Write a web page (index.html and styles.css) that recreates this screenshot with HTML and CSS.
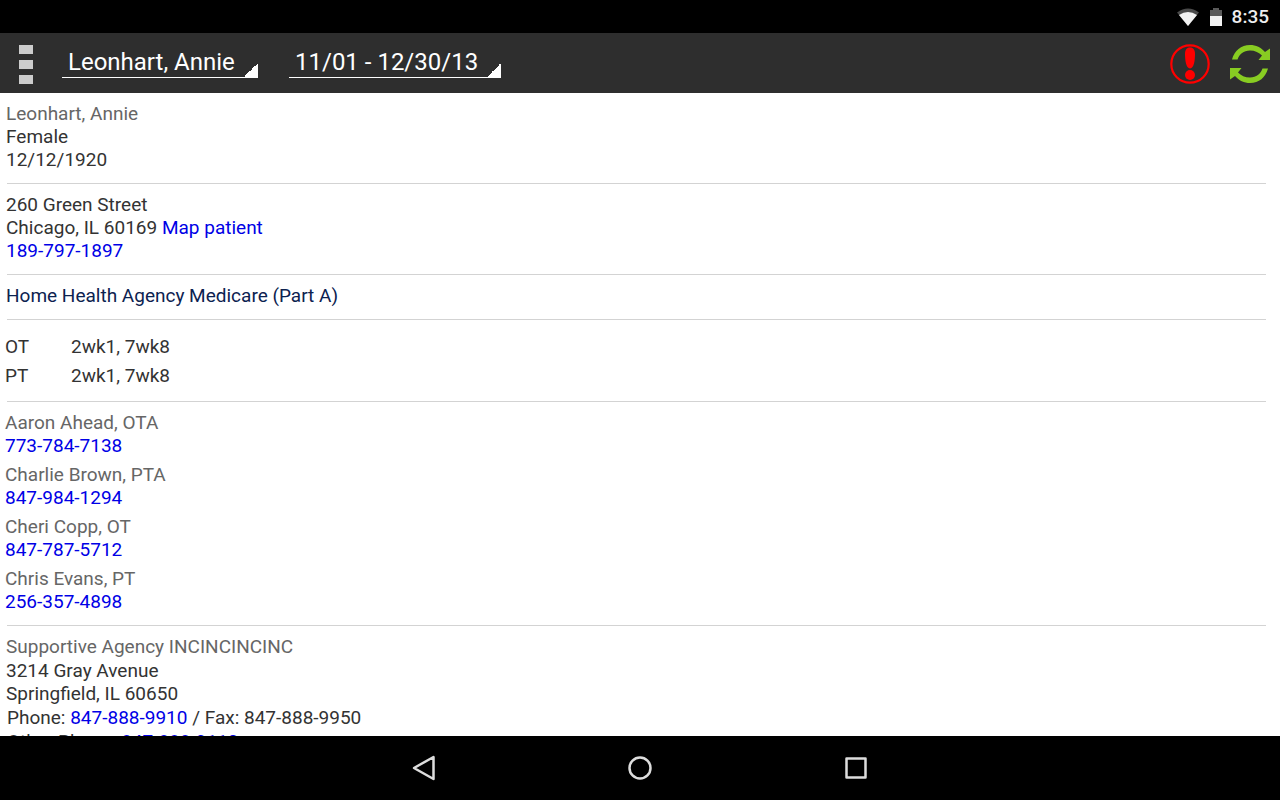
FILE: index.html
```html
<!DOCTYPE html>
<html lang="en">
<head>
    <meta charset="UTF-8">
    <meta name="viewport" content="width=device-width, initial-scale=1.0">
    <title>Patient Details</title>
    <link rel="stylesheet" href="styles.css">
</head>
<body>
    <div class="status-bar">
        <svg width="24" height="20" viewBox="0 0 24 20" aria-hidden="true">
            <path d="M1 5.500Q12-2.500 23 5.500L12 19Z" fill="#4a4a4a"/>
            <path d="M3 8Q12 2 21 8L12 19Z" fill="#f2f2f2"/>
        </svg>
        <svg width="14" height="20" viewBox="0 0 14 20" aria-hidden="true">
            <path d="M4 1h6v2h3v6H1V3h3z" fill="#5a5a5a"/>
            <path d="M1 9h12v10H1z" fill="#f2f2f2"/>
        </svg>
        <span class="clock">8:35</span>
    </div>

    <header class="toolbar">
        <button class="menu-button" aria-label="Menu">
            <span></span>
            <span></span>
            <span></span>
        </button>
        <select class="spinner patient" aria-label="Patient">
            <option>Leonhart, Annie</option>
        </select>
        <select class="spinner period" aria-label="Period">
            <option>11/01 - 12/30/13</option>
        </select>
        <div class="actions">
            <button aria-label="Alerts">
                <svg width="40" height="40" viewBox="0 0 40 40">
                    <circle cx="20" cy="20" r="18.700" fill="none" stroke="#f00" stroke-width="2.200"/>
                    <path d="M20 3.500C23.500 3.500 25 6 25 10C25 16 24 24.500 20 24.500S15 16 15 10C15 6 16.500 3.500 20 3.500Z" fill="#f00"/>
                    <circle cx="20" cy="31" r="5" fill="#f00"/>
                </svg>
            </button>
            <button aria-label="Sync">
                <svg width="40" height="40" viewBox="0 0 40 40">
                    <g id="arrow" fill="#8c2">
                        <path d="M2 15.500C4.500 6.500 11 1 20 1C26 1 31 3.500 35 8L40 4.500V16H28.500L32 11.500C29 8.500 25 6.500 20 6.500C13.500 6.500 9.500 10 7.500 15.500Z"/>
                    </g>
                    <use href="#arrow" transform="rotate(180 20 20)"/>
                </svg>
            </button>
        </div>
    </header>

    <main class="content">
        <section>
            <div class="name">Leonhart, Annie</div>
            <div>Female</div>
            <div>12/12/1920</div>
        </section>
        <hr>
        <section>
            <div>260 Green Street</div>
            <div>Chicago, IL 60169 <a href="#map">Map patient</a></div>
            <div><a href="tel:189-797-1897">189-797-1897</a></div>
        </section>
        <hr>
        <section class="payer">Home Health Agency Medicare (Part A)</section>
        <hr>
        <section class="orders">
            <table>
                <tr>
                    <th scope="row">OT</th>
                    <td>2wk1, 7wk8</td>
                </tr>
                <tr>
                    <th scope="row">PT</th>
                    <td>2wk1, 7wk8</td>
                </tr>
            </table>
        </section>
        <hr>
        <section class="team">
            <div>
                <div class="name">Aaron Ahead, OTA</div>
                <a href="tel:773-784-7138">773-784-7138</a>
            </div>
            <div>
                <div class="name">Charlie Brown, PTA</div>
                <a href="tel:847-984-1294">847-984-1294</a>
            </div>
            <div>
                <div class="name">Cheri Copp, OT</div>
                <a href="tel:847-787-5712">847-787-5712</a>
            </div>
            <div>
                <div class="name">Chris Evans, PT</div>
                <a href="tel:256-357-4898">256-357-4898</a>
            </div>
        </section>
        <hr>
        <section class="agency">
            <div class="name">Supportive Agency INCINCINCINC</div>
            <div>3214 Gray Avenue<br>Springfield, IL 60650</div>
            <div class="phones">Phone: <a href="tel:847-888-9910">847-888-9910</a> / Fax: 847-888-9950</div>
            <div class="phones">Other Phone: <a href="tel:847-888-9110">847-888-9110</a></div>
        </section>
    </main>

    <nav class="nav-bar">
        <button aria-label="Back">
            <svg width="24" height="26" viewBox="0 0 24 26">
                <path d="M21.500 2V24L2 13Z"/>
            </svg>
        </button>
        <button aria-label="Home">
            <svg width="24" height="26" viewBox="0 0 24 26">
                <circle cx="12" cy="13" r="10.500"/>
            </svg>
        </button>
        <button aria-label="Recent apps">
            <svg width="24" height="26" viewBox="0 0 24 26">
                <rect x="2.500" y="3.500" width="19" height="19"/>
            </svg>
        </button>
    </nav>
</body>
</html>
```

FILE: styles.css
```css
* {
    box-sizing: border-box;
}
body {
    display: flex;
    flex-direction: column;
    height: 100vh;
    margin: 0;
    background-color: #fff;
    color: #333;
    font-family: Roboto, sans-serif;
    font-size: 19px;
    line-height: 23px;
}
button {
    padding: 0;
    border: none;
    background: none;
    cursor: pointer;
}
svg {
    display: block;
}

/* System status bar */
.status-bar {
    display: flex;
    flex: none;
    align-items: center;
    justify-content: flex-end;
    gap: 9px;
    height: 33px;
    padding-right: 11px;
    background-color: #000;
    color: #eee;
}
.clock {
    font-weight: 500;
}

/* Toolbar */
.toolbar {
    display: flex;
    flex: none;
    align-items: center;
    height: 60px;
    padding: 0 10px 0 19px;
    background-color: #2e2e2e;
}
.menu-button {
    display: grid;
    gap: 6px;
    margin-right: 29px;
    padding-top: 2px;
}
.menu-button span {
    width: 14px;
    height: 9px;
    background-color: #ccc;
}
.spinner {
    height: 30px;
    margin-right: 31px;
    padding: 0 6px 2px;
    appearance: none;
    border: none;
    border-bottom: 1px solid #fff;
    border-radius: 0;
    background: linear-gradient(135deg, transparent 50%, #fff 50%) right bottom / 14px 14px no-repeat;
    color: #fff;
    font-family: inherit;
    font-size: 24px;
}
.patient {
    width: 196px;
}
.period {
    width: 212px;
}
.actions {
    display: flex;
    gap: 20px;
    margin-left: auto;
    padding-top: 2px;
}

/* Patient details */
.content {
    flex: 1;
    min-height: 0;
    overflow-y: auto;
    scrollbar-width: none;
}
section {
    padding: 9px 6px 12px;
}
hr {
    height: 1px;
    margin: 0 14px 0 7px;
    border: none;
    background-color: #d3d3d3;
}
a {
    color: #0000e6;
    text-decoration: none;
}
.name {
    color: #666;
}
.payer {
    color: #0c2250;
}
.orders {
    padding: 12px 5px 11px;
}
.orders table {
    border-collapse: collapse;
}
.orders th,
.orders td {
    padding: 3px 0;
    font-weight: normal;
    text-align: left;
}
.orders th {
    width: 66px;
}
.team {
    display: grid;
    gap: 6px;
    padding-left: 5px;
}
.agency {
    display: grid;
    gap: 1px;
}
.phones {
    padding-left: 1px;
}

/* System navigation */
.nav-bar {
    display: flex;
    flex: none;
    align-items: center;
    justify-content: center;
    gap: 192px;
    height: 64px;
    background-color: #000;
}
.nav-bar svg {
    fill: none;
    stroke: #ddd;
    stroke-width: 2.5px;
    stroke-linejoin: round;
}
```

★ ★ ★ ★

Where does the word "index" appear in the listing? List each line that holds it.

Write a web page (index.html and styles.css) that recreates this screenshot with HTML and CSS.
FILE: index.html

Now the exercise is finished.